L'appello della Fondazione presieduta da Nino Cartabellotta per una maggiore trasparenza: "E' indifferibile rendere pubblici i criteri per classificare il livello di rischio, anche per evitare continue negoziazioni tra governo e Regioni". E questo perché, si legge nel report settimanale, "parametri e indicatori su cui si basa l’assegnazione dei 'colori' non sono sufficientemente chiari e oggettivi da escludere valutazioni discrezionali"
Alla vigilia dell’entrata in vigore del nuovo Dpcm, la Fondazione Gimbe ha fatto un appello perché siano “resi disponibili tutti i dati dell’epidemia” e in particolare quelli su cui si decidono “i colori dal assegnare alle Regioni“. La richiesta si inserisce in un clima di forte tensione tra il governo e gli enti locali, poche ore prima che entrino in vigore le restrizioni per le zone rosse, gialle e arancioni.
“Nella settimana 28 ottobre-3 novembre”, si legge sempre nel report settimanale della Fondazione, “si conferma l’incremento di oltre il 60% dei casi positivi che si riflette sul numero dei pazienti ricoverati con sintomi e in terapia intensiva, portando gli ospedali verso la saturazione. Il numero di decessi nell’ultima settimana ha superato i 1.700, con un trend che, con una settimana di ritardo, ricalca di fatto le altre curve mentre l’ulteriore incremento del rapporto positivi/casi testati, prossimo al 24%, certifica il crollo dell’argine territoriale del testing & tracing. La situazione nazionale rimane invece molto eterogenea con notevoli variabilità regionali”.
Il presidente Nino Cartabellotta , come già aveva fatto il 4 novembre audito dal Parlamento, ha chiesto quindi di “rendere disponibili tutti i dati dell’epidemia, soprattutto quelli che informano i colori da assegnare alle Regioni” sottolineando la “mancanza nei Dpcm di una strategia a lungo termine condivisa tra governo e Regioni”. “L’introduzione di misure proporzionate a differenti livelli di rischio regionale”, ha aggiunto, “è totalmente condivisibile, anzi, ove necessario, bisognerebbe agire con misure più restrittive a livello di Provincia o Comune. Ma è indifferibile rendere pubblici i criteri per classificare il livello di rischio, anche per evitare continue negoziazioni tra governo e Regioni”.

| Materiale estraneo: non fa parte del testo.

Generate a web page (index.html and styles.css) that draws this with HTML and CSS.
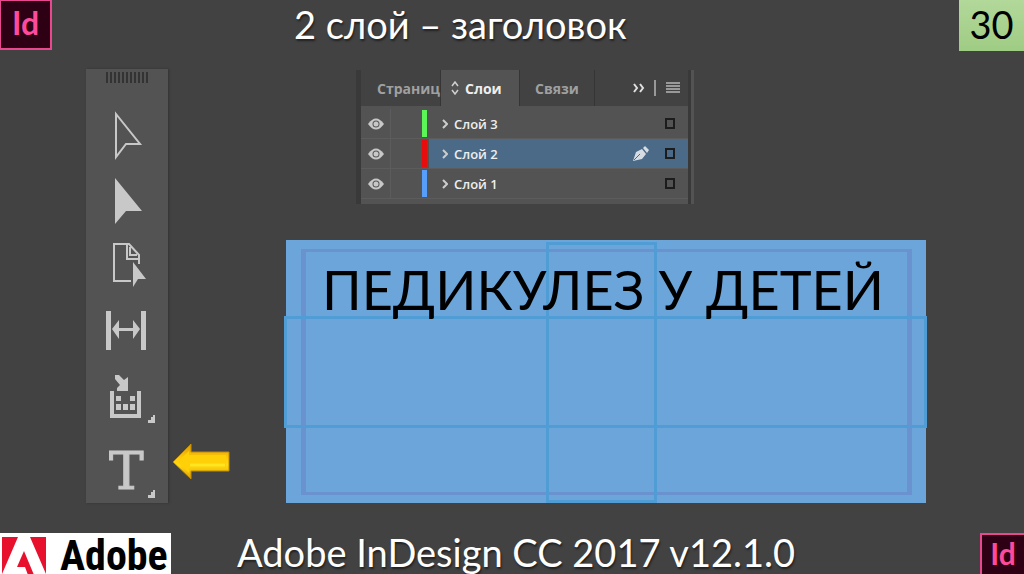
FILE: index.html
```html
<!DOCTYPE html>
<html lang="ru">
<head>
    <meta charset="UTF-8">
    <title>2 слой – заголовок</title>
    <link rel="stylesheet" href="styles.css">
</head>
<body>
    <header>
        <div class="id-logo">Id</div>
        <h1>2 слой – заголовок</h1>
        <div class="page-number">30</div>
    </header>

    <main>
        <div class="toolbar">
            <div class="grip"></div>
            <button aria-label="Выделение">
                <svg viewBox="0 0 82 66"><path d="M30 12V55L40 42H54Z" fill="none" stroke="#c8c8c8" stroke-width="2"/></svg>
            </button>
            <button aria-label="Прямое выделение">
                <svg viewBox="0 0 82 66"><path d="M29 10V56L40 43H56Z"/></svg>
            </button>
            <button aria-label="Страница">
                <svg viewBox="0 0 82 66">
                    <path d="M45 47H28V10H43L53 21V30M41 10V25H53M44 13V21H51" fill="none" stroke="#c8c8c8" stroke-width="2"/>
                    <path d="M47 28V53L52 45H60Z"/>
                </svg>
            </button>
            <button aria-label="Зазор">
                <svg viewBox="0 0 82 66"><path d="M20 11H25V50H20ZM55 11H60V50H55ZM26 29L33 20V28H47V20L54 29L47 39V31H33V39Z"/></svg>
            </button>
            <button aria-label="Сбор материалов">
                <svg viewBox="0 0 82 66">
                    <path d="M24 25H28V48H51V25H55V52H24ZM30 30H35V35H30ZM44 30H49V35H44ZM30 38H35V44H30ZM37 38H42V44H37ZM44 38H49V44H44Z"/>
                    <path d="M29 9H33L38 14L42 11V25H31V22L34 19L29 13Z"/>
                    <path d="M69 49V57H62V54H65V51H67V49Z"/>
                </svg>
            </button>
            <button class="type" aria-label="Текст">
                <span>T</span>
                <svg width="7" height="8" viewBox="62 57 7 8"><path d="M69 57V65H62V62H65V59H67V57Z"/></svg>
            </button>
        </div>

        <svg class="arrow" viewBox="0 0 58 38">
            <defs>
                <linearGradient id="gold" x1="0" y1="0" x2="0" y2="1">
                    <stop offset="0" stop-color="#d99a00"/>
                    <stop offset="0.4" stop-color="#ffc90a"/>
                    <stop offset="0.6" stop-color="#ffdb10"/>
                    <stop offset="1" stop-color="#e0a000"/>
                </linearGradient>
            </defs>
            <path d="M1 19L19 1V9H57V28H19V36Z" fill="url(#gold)" stroke="#bd8b08"/>
            <path d="M5 19L17 8V12H54V25H17V30Z" fill="#ffcf08"/>
            <path d="M18 22H53" stroke="#ffe620" stroke-width="3"/>
        </svg>

        <div class="work">
            <div class="panel">
                <div class="tabs">
                    <button class="tab pages">Страниц</button>
                    <button class="tab active">
                        <svg width="8" height="14" viewBox="0 0 8 14"><path d="M1 5L4 1L7 5M1 9L4 13L7 9" fill="none" stroke="#d0d0d0" stroke-width="1.5"/></svg>
                        Слои
                    </button>
                    <button class="tab links">Связи</button>
                    <button class="tool collapse" aria-label="Свернуть">
                        <svg width="14" height="10" viewBox="0 0 14 10"><path d="M2 1L5 5L2 9M8 1L11 5L8 9" fill="none" stroke="#e0e0e0" stroke-width="2"/></svg>
                    </button>
                    <button class="tool menu" aria-label="Меню панели">
                        <svg width="14" height="12" viewBox="0 0 14 12"><path d="M0 1H14M0 4H14M0 7H14M0 10H14" stroke="#999" stroke-width="2"/></svg>
                    </button>
                </div>
                <div class="layers">
                    <div class="layer green">
                        <button class="eye" aria-label="Видимость"><svg width="16" height="12" viewBox="0 0 16 12"><path d="M0 6Q8 -5 16 6Q8 17 0 6Z"/><circle cx="8" cy="6" r="3.5" fill="#555"/><circle cx="8" cy="6" r="2.5"/></svg></button>
                        <span class="lock"></span>
                        <span class="mark"></span>
                        <label class="name" for="layer3"><svg width="6" height="10" viewBox="0 0 6 10"><path d="M1 1L5 5L1 9" fill="none" stroke="#ccc" stroke-width="2"/></svg>Слой 3</label>
                        <input type="checkbox" id="layer3">
                    </div>
                    <div class="layer red selected">
                        <button class="eye" aria-label="Видимость"><svg width="16" height="12" viewBox="0 0 16 12"><path d="M0 6Q8 -5 16 6Q8 17 0 6Z"/><circle cx="8" cy="6" r="3.5" fill="#555"/><circle cx="8" cy="6" r="2.5"/></svg></button>
                        <span class="lock"></span>
                        <span class="mark"></span>
                        <label class="name" for="layer2"><svg width="6" height="10" viewBox="0 0 6 10"><path d="M1 1L5 5L1 9" fill="none" stroke="#ccc" stroke-width="2"/></svg>Слой 2</label>
                        <svg class="pen" width="16" height="16" viewBox="0 0 16 16"><path d="M0 15L3 6L9 3L13 8L9 13ZM10 2L12 0L16 4L14 7Z" fill="#d5dce4"/><path d="M1 14L7 8" stroke="#4b6a87"/></svg>
                        <input type="checkbox" id="layer2">
                    </div>
                    <div class="layer blue">
                        <button class="eye" aria-label="Видимость"><svg width="16" height="12" viewBox="0 0 16 12"><path d="M0 6Q8 -5 16 6Q8 17 0 6Z"/><circle cx="8" cy="6" r="3.5" fill="#555"/><circle cx="8" cy="6" r="2.5"/></svg></button>
                        <span class="lock"></span>
                        <span class="mark"></span>
                        <label class="name" for="layer1"><svg width="6" height="10" viewBox="0 0 6 10"><path d="M1 1L5 5L1 9" fill="none" stroke="#ccc" stroke-width="2"/></svg>Слой 1</label>
                        <input type="checkbox" id="layer1">
                    </div>
                </div>
            </div>

            <div class="sheet">
                <div class="margins"></div>
                <div class="guide vertical"></div>
                <div class="guide horizontal"></div>
                <h2>ПЕДИКУЛЕЗ У ДЕТЕЙ</h2>
            </div>
        </div>
    </main>

    <footer>
        <div class="adobe">
            <svg width="44" height="37" viewBox="0 0 44 37"><path d="M0 0H16L0 37ZM28 0H44V37ZM22 14L32 38H26L23 30H15Z" fill="#e8112d"/></svg>
            <span>Adobe</span>
        </div>
        <p>Adobe InDesign CC 2017 v12.1.0</p>
        <div class="id-logo small">Id</div>
    </footer>
</body>
</html>
```
FILE: styles.css
```css
* {
    box-sizing: border-box;
}
body {
    margin: 0;
    min-height: 100vh;
    display: flex;
    flex-direction: column;
    background-color: #424242;
    color: white;
    font-family: Lato, "Noto Sans", sans-serif;
}
button {
    padding: 0;
    border: none;
    background: none;
    color: inherit;
    font: inherit;
    cursor: pointer;
}
svg {
    display: block;
    flex-shrink: 0;
}

header, footer {
    display: flex;
    justify-content: space-between;
}
header {
    height: 51px;
}
h1, footer p {
    margin: 0;
    font-size: 38px;
    font-weight: normal;
    line-height: 48px;
    white-space: nowrap;
    text-shadow: 1px 2px 2px #222;
}
h1 {
    flex: 1;
    padding-left: 242px;
}
.id-logo {
    width: 52px;
    height: 50px;
    border: 2px solid #e8488f;
    border-left-width: 1px;
    border-top-width: 1px;
    background-color: #2e0014;
    color: #ff4a9c;
    font-size: 32px;
    font-weight: bold;
    line-height: 44px;
    text-align: center;
}
.page-number {
    width: 65px;
    background: linear-gradient(#b2d89a, #9fcc84);
    color: black;
    font-size: 38px;
    line-height: 48px;
    text-align: center;
}

main {
    flex: 1;
    display: flex;
    align-items: flex-start;
    padding: 18px 98px 30px 86px;
}
.toolbar {
    width: 82px;
    height: 434px;
    background-color: #535353;
    box-shadow: 1px 0 2px #333;
}
.grip {
    width: 46px;
    height: 11px;
    margin: 3px auto 19px;
    border: solid #535353;
    border-width: 0 2px;
    background: repeating-linear-gradient(90deg, #333 0 2px, #535353 2px 4px);
}
.toolbar button {
    display: block;
    width: 82px;
    height: 66px;
}
.toolbar svg {
    fill: #c8c8c8;
}
.toolbar .type {
    display: flex;
    align-items: flex-end;
    gap: 4px;
    padding-left: 23px;
    color: #c8c8c8;
    font-family: "DejaVu Serif", serif;
    font-size: 52px;
    line-height: 54px;
    -webkit-text-stroke: 1px #c8c8c8;
}
.arrow {
    width: 58px;
    margin: 374px 56px 0 4px;
}
.work {
    flex: 1;
}

.panel {
    width: 338px;
    height: 134px;
    margin: 1px 0 36px 70px;
    border-left: 5px solid #393939;
    border-right: 3px solid #535353;
    padding-right: 3px;
    background-color: #393939;
    font-family: "Open Sans", "Noto Sans", sans-serif;
    font-weight: bold;
}
.tabs {
    display: flex;
    height: 36px;
    background-color: #424242;
}
.tab {
    border-right: 1px solid #353535;
    color: #a0a0a0;
    font-size: 14px;
}
.pages {
    width: 80px;
    padding-left: 16px;
    text-align: left;
}
.active {
    display: flex;
    align-items: center;
    gap: 6px;
    width: 79px;
    padding-left: 10px;
    background-color: #535353;
    color: #eee;
}
.links {
    width: 75px;
}
.collapse {
    margin: 10px 8px 10px auto;
}
.menu {
    margin: 10px 8px 10px 0;
    padding-left: 10px;
    border-left: 2px solid #999;
}
.layers {
    height: 98px;
    padding-top: 3px;
    background-color: #535353;
}
.layer {
    display: flex;
    align-items: center;
    height: 30px;
    padding-right: 13px;
    border-bottom: 1px solid #5c5c5c;
}
.eye {
    width: 30px;
    height: 29px;
    padding-left: 7px;
    border-right: 1px solid #5c5c5c;
}
.eye svg {
    fill: #c8c8c8;
}
.lock {
    width: 31px;
}
.mark {
    width: 5px;
    height: 27px;
}
.green .mark {
    background-color: #5cf558;
}
.red .mark {
    background-color: #e80c0c;
}
.blue .mark {
    background-color: #579dfa;
}
.selected {
    background: linear-gradient(90deg, #535353 68px, #4b6a87 68px);
}
.name {
    flex: 1;
    display: flex;
    align-items: center;
    gap: 6px;
    padding-left: 15px;
    color: #eee;
    font-size: 13px;
    font-weight: 600;
}
.pen {
    margin-right: 16px;
}
.layer input {
    appearance: none;
    width: 10px;
    height: 11px;
    margin: 0;
    border: 2px solid #1c1c1c;
}

/* разворот с полями и направляющими */
.sheet {
    position: relative;
    height: 263px;
    padding-top: 14px;
    background-color: #6ca5da;
}
.margins {
    position: absolute;
    inset: 9px 14px 8px 15px;
    border: solid #6a92cf;
    border-width: 3px 5px;
}
.guide {
    position: absolute;
    border: 3px solid #509dd6;
}
.vertical {
    top: 2px;
    bottom: 0;
    left: 260px;
    width: 111px;
}
.horizontal {
    top: 76px;
    left: -2px;
    right: -1px;
    height: 112px;
}
h2 {
    position: relative;
    margin: 0;
    padding-right: 6px;
    color: black;
    font-size: 54px;
    font-weight: normal;
    line-height: 72px;
    text-align: center;
    white-space: nowrap;
}

footer {
    height: 41px;
}
.adobe {
    display: flex;
    gap: 14px;
    width: 171px;
    padding: 4px 0 0 2px;
    background-color: white;
    color: black;
}
.adobe span {
    font-family: "Roboto Condensed", Roboto, sans-serif;
    font-size: 42px;
    font-weight: bold;
    line-height: 37px;
}
footer p {
    flex: 1;
    padding-left: 66px;
    line-height: 38px;
}
.small {
    width: 44px;
    height: 41px;
    border-width: 2px 0 0 2px;
    font-size: 30px;
    line-height: 36px;
}
```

Sul fronte del monitoraggio 28 ottobre-3 novembre, l’incremento esponenziale nel trend dei nuovi casi (195.051 contro i 130.329), in parte per l’aumento dei casi testati (817.717 contro i precedenti 722.570), ma soprattutto per l’ulteriore incremento del rapporto positivi/casi testati (23,9% contro il 18%). Crescono del 63,9% i casi attualmente positivi (418.142 contro 255.090) e, sul fronte degli ospedali, si rileva un ulteriore aumento dei pazienti ricoverati con sintomi (21.114 contro 13.955) e in terapia intensiva (2.225 rispetto ai 1.411 precedenti). Incrementano del 72% i decessi (1.712 contro 995).
Secondo Cartabellotta, “parametri e indicatori su cui si basa l’assegnazione dei ‘colori’ non sono sufficientemente chiari e oggettivi da escludere valutazioni discrezionali, rischiando che il meccanismo delle chiusure e riaperture, lungi dall’essere automatizzato, richieda sempre e comunque un passaggio politico con le Regioni, come peraltro previsto dallo stesso Dpcm che stabilisce che le ordinanze del Ministro della Salute siano emanate d’intesa con il presidente della Regione interessata”. “Solo per il report giornaliero dei casi di Covid-19 – aggiunge – i dati sono disponibili in formato open. Al contrario, per il sistema di sorveglianza nazionale integrata disponiamo solo dei report settimanali dell’Istituto Superiore di Sanità con dati in forma aggregata. Mai resi pubblici neppure i report sugli indicatori di monitoraggio della fase 2 della Cabina di Regia, utilizzati per guidare le misure restrittive».
Da qui la richiesta del Gimbe di includere nel report giornaliero del ministero della Salute il numero di contagi per Comune; rendere accessibile il database nazionale di sorveglianza integrata dell’Iss in formato open data; rendere pubblici tutti i report dei 21 indicatori stabiliti dal decreto ministeriale del 30 aprile 2020 utilizzati per il monitoraggio della fase 2, rendendo altresì accessibile il database in formato open data; rendere espliciti e riproducibili i criteri per l’attribuzione del livello di rischio stabiliti dagli articoli 2 e 3 del Dpcm del 3 novembre 2020. Punto quest’ultimo, secondo il Gimbe, “particolarmente rilevante che determina per le Regioni l’assegnazione dei tre colori, corrispondenti a livelli differenziati di misure restrittive”.